* _Instructions to follow_:
Find each line holding the word "index" and give the number of such lines, nothing else.

* _Material provided_:
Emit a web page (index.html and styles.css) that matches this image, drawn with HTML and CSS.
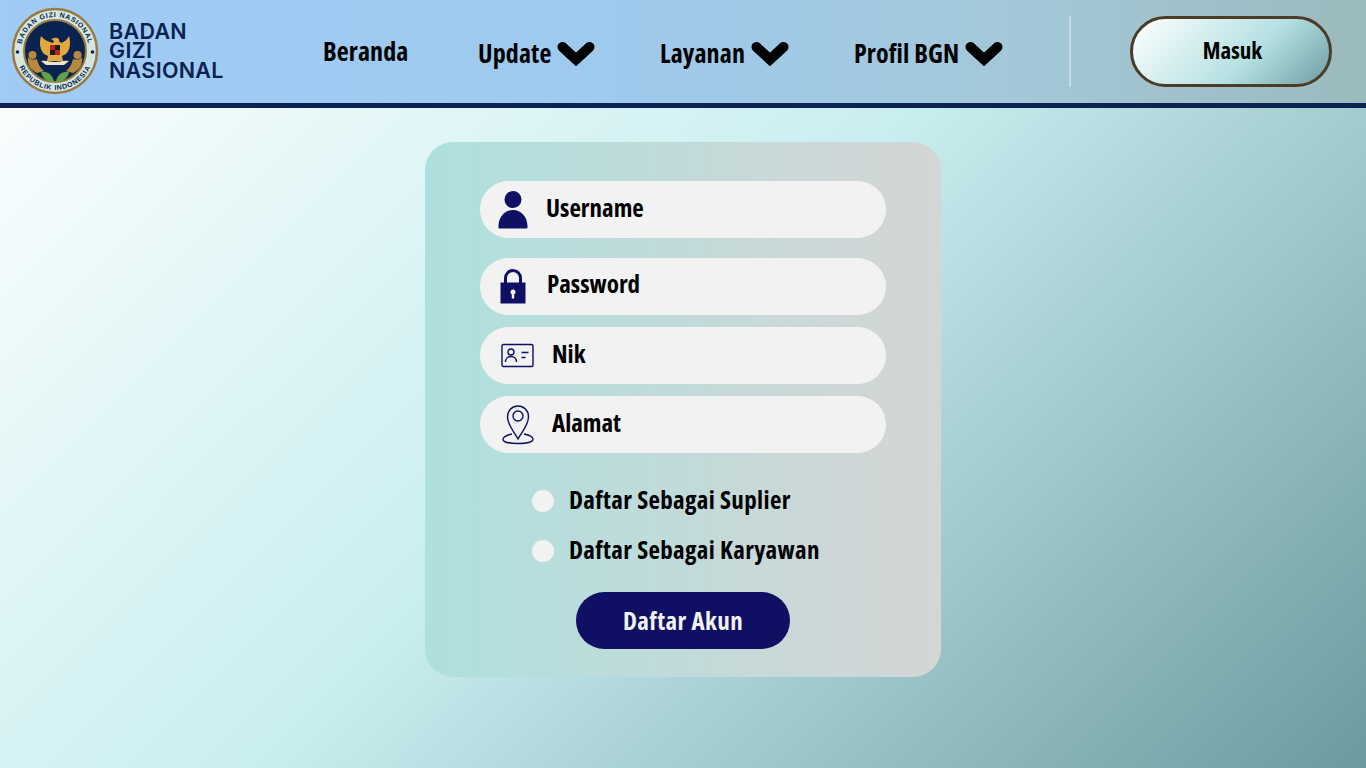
FILE: index.html
```html
<!DOCTYPE html>
<html lang="id">
<head>
  <meta charset="UTF-8" />
  <title>Daftar Akun - Badan Gizi Nasional</title>
  <link rel="stylesheet" href="styles.css">
</head>
<body>
  <header class="topbar">
    <div class="brand">
      <svg class="emblem" viewBox="0 0 88 88" width="88" height="88">
        <defs>
          <path id="arcTop" d="M10 44a34 34 0 0 1 68 0" />
          <path id="arcBottom" d="M5 44a39 39 0 0 0 78 0" />
        </defs>
        <circle cx="44" cy="44" r="42" fill="#d3e6e0" stroke="#9a7b3f" stroke-width="2.500" />
        <circle cx="44" cy="44" r="31" fill="#0b2350" stroke="#9a7b3f" stroke-width="2" />
        <text class="emblem-text"><textPath href="#arcTop" startOffset="50%" text-anchor="middle">BADAN GIZI NASIONAL</textPath></text>
        <text class="emblem-text"><textPath href="#arcBottom" startOffset="50%" text-anchor="middle">REPUBLIK INDONESIA</textPath></text>
        <circle cx="6.500" cy="45" r="1.800" fill="#0b2350" />
        <circle cx="81.500" cy="45" r="1.800" fill="#0b2350" />
        <circle cx="21.500" cy="48" r="4" fill="#b98a3e" />
        <circle cx="66.500" cy="48" r="4" fill="#b98a3e" />
        <path d="M17 50c-1 8 3 13 9 16l7-2c-4-3-6-7-7-12-3 1-7 1-9-2zM71 50c1 8-3 13-9 16l-7-2c4-3 6-7 7-12 3 1 7 1 9-2z" fill="#b98a3e" />
        <path d="M30 29c-2 7-1 14 3 18l4 2-1 5h16l-1-5 4-2c4-4 5-11 3-18-2 4-5 6-8 7l-2-2c1-2-2-4-5-3l-3 1 3 2-1 2c-4-1-9-3-12-7z" fill="#e0aa3e" />
        <path d="M30 54c6-1 9 1 14 1s8-2 14-1l-5 4h-18z" fill="#efe4c8" />
        <rect x="39" y="38" width="10" height="10" fill="#b3261e" />
        <path d="M44 38h5v5h-5zM39 43h5v5h-5z" fill="#1d1d1d" />
        <path d="M43 75c-7 0-12-4-13-10 7-1 12 3 13 10zM45 75c7 0 12-4 13-10-7-1-12 3-13 10z" fill="#5fa24a" />
      </svg>
      <div class="brand-name">BADAN<br>GIZI<br>NASIONAL</div>
    </div>
    <nav class="menu">
      <a class="menu-home">Beranda</a>
      <a class="menu-update">Update <svg class="chev" viewBox="0 0 38 25"><path d="M5.500 6L19 18.500 32.500 6" /></svg></a>
      <a class="menu-layanan">Layanan <svg class="chev" viewBox="0 0 38 25"><path d="M5.500 6L19 18.500 32.500 6" /></svg></a>
      <a class="menu-profil">Profil BGN <svg class="chev" viewBox="0 0 38 25"><path d="M5.500 6L19 18.500 32.500 6" /></svg></a>
    </nav>
    <div class="divider"></div>
    <button class="login">Masuk</button>
  </header>

  <main>
    <form class="card">
      <div class="field field-first">
        <svg class="ico" viewBox="0 0 32 40" width="32" height="40"><circle cx="16" cy="9.500" r="8.500" fill="#0f0f63" /><path d="M1.500 37.500c-.500-10 6-17.500 14.500-17.500s15 7.500 14.500 17.500c0 .500-.500 1-1 1h-27c-.500 0-1-.500-1-1z" fill="#0f0f63" /></svg>
        <span class="label">Username</span>
      </div>
      <div class="field">
        <svg class="ico" viewBox="0 0 32 40" width="32" height="40"><path d="M8.500 18v-7a7.500 7.500 0 0 1 15 0v7" fill="none" stroke="#0f0f63" stroke-width="3" /><path fill-rule="evenodd" d="M3.500 15.500h25v21h-25zM16 22.500a2.500 2.500 0 0 0-1.200 4.700v4.300h2.400v-4.300a2.500 2.500 0 0 0-1.200-4.700z" fill="#0f0f63" /></svg>
        <span class="label label-pass">Password</span>
      </div>
      <div class="field field-id">
        <svg class="ico" viewBox="0 0 34 26" width="34" height="26"><rect x="1" y="1.500" width="31" height="22" rx="1.500" fill="none" stroke="#0f0f63" stroke-width="1.400" /><circle cx="10" cy="9" r="3" fill="none" stroke="#0f0f63" stroke-width="1.400" /><path d="M4.500 19c0-3.500 2.500-5.500 5.500-5.500s5.500 2 5.500 5.500M20.500 9.500h7M20.500 14.500h4" fill="none" stroke="#0f0f63" stroke-width="1.400" /></svg>
        <span class="label">Nik</span>
      </div>
      <div class="field field-id">
        <svg class="ico ico-pin" viewBox="0 0 34 42" width="34" height="42"><path d="M17 36C12 27 6.500 22 6.500 13.500a10.500 10.500 0 0 1 21 0C27.500 22 22 27 17 36z" fill="none" stroke="#0f0f63" stroke-width="1.400" /><circle cx="17" cy="13" r="5" fill="none" stroke="#0f0f63" stroke-width="1.400" /><path d="M11 31c-5 1-9 3-9 5.500S9 40.500 17 40.500s15-1.500 15-4-4-4.500-9-5.500" fill="none" stroke="#0f0f63" stroke-width="1.400" /></svg>
        <span class="label">Alamat</span>
      </div>

      <div class="options">
        <div class="option"><span class="dot"></span><span class="opt-text">Daftar Sebagai Suplier</span></div>
        <div class="option"><span class="dot"></span><span class="opt-text">Daftar Sebagai Karyawan</span></div>
      </div>

      <button type="button" class="submit">Daftar Akun</button>
    </form>
  </main>
</body>
</html>
```

FILE: styles.css
```css
* {margin: 0; padding: 0; box-sizing: border-box;}
html, body {
  height: 100%;
}
body {
  font-family: 'Open Sans', 'Liberation Sans', sans-serif;
  font-stretch: 75%;
  font-weight: 700;
  color: #000;
  overflow: hidden;
  background: linear-gradient(135deg, #ffffff 0%, #c9eef0 48%, #6b9a9e 100%);
}

/* top bar */
.topbar {
  height: 108px;
  display: flex;
  align-items: flex-start;
  padding-left: 11px;
  background: linear-gradient(90deg, #a0cbf5 0%, #9ecaee 45%, #a3c8d8 75%, #9bbabd 100%);
  border-bottom: 5px solid #0b2350;
}
.brand {
  display: flex;
  align-items: center;
  gap: 10px;
  width: 312px;
  padding-top: 7px;
}
.emblem {
  flex: none;
}
.emblem-text {
  font-family: 'Liberation Sans', sans-serif;
  font-stretch: normal;
  font-weight: bold;
  font-size: 7px;
  letter-spacing: .7px;
  fill: #0b2350;
}
.brand-name {
  font-family: 'Inter', sans-serif;
  font-stretch: 100%;
  font-weight: 600;
  font-size: 21.500px;
  letter-spacing: .3px;
  line-height: 19.500px;
  color: #0b2350;
}
.menu {
  display: flex;
  width: 746px;
  padding-top: 35px;
  font-size: 26px;
  letter-spacing: .1px;
}
.menu a {
  display: flex;
  align-items: center;
  gap: 6px;
  height: 36px;
  white-space: nowrap;
}
.menu-home {width: 155px; margin-top: -2px;}
.menu-update {width: 182px; gap: 5px;}
.menu-layanan {width: 194px; gap: 7px;}
.menu-profil {gap: 9px;}
.chev {
  flex: none;
  width: 38px;
  height: 25px;
}
.chev path {
  fill: none;
  stroke: #000;
  stroke-width: 10;
  stroke-linecap: round;
  stroke-linejoin: miter;
}
.divider {
  width: 2px;
  height: 71px;
  margin-top: 16px;
  background: #c3dbe8;
}
.login {
  width: 202px;
  height: 71px;
  margin: 16px 0 0 59px;
  padding: 0 0 4px 3px;
  border: 3px solid #4a3c25;
  border-radius: 36px;
  background: linear-gradient(135deg, #ffffff 0%, #b4e0e2 60%, #6f9da2 100%);
  font: inherit;
  font-size: 23px;
  color: #000;
}

/* form */
main {
  display: flex;
  justify-content: center;
  padding: 34px 0 0 0;
}
.card {
  width: 516px;
  height: 535px;
  padding: 39px 55px 0;
  border-radius: 28px;
  background: linear-gradient(90deg, #aee0de 0%, #d5d5d5 100%);
}
.field {
  display: flex;
  align-items: center;
  width: 406px;
  height: 57px;
  margin-bottom: 12px;
  padding-left: 17px;
  border-radius: 29px;
  background: #f2f2f2;
  font-size: 25px;
}
.field-first {
  margin-bottom: 20px;
}
.ico {
  flex: none;
  margin-right: 17px;
}
.ico-pin {
  margin-bottom: 2px;
}
.label {
  margin-bottom: 6px;
}
.label-pass {
  margin-left: 1px;
  margin-bottom: 8px;
}
.field-id {
  padding-left: 21px;
}
.options {
  display: flex;
  flex-direction: column;
  gap: 18px;
  margin: 32px 0 0 52px;
}
.option {
  display: flex;
  align-items: center;
  gap: 15px;
  height: 32px;
  font-size: 25px;
  letter-spacing: .35px;
  white-space: nowrap;
}
.opt-text {
  margin-bottom: 4px;
}
.dot {
  width: 22px;
  height: 22px;
  border-radius: 50%;
  background: #f2f2f2;
}
.submit {
  display: block;
  width: 214px;
  height: 57px;
  margin: 25px 0 0 96px;
  padding-bottom: 2px;
  border: none;
  border-radius: 29px;
  background: #0f0f63;
  color: #f2f2f2;
  font: inherit;
  font-size: 25px;
  letter-spacing: .4px;
}
```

* _Response to this exercise_:
2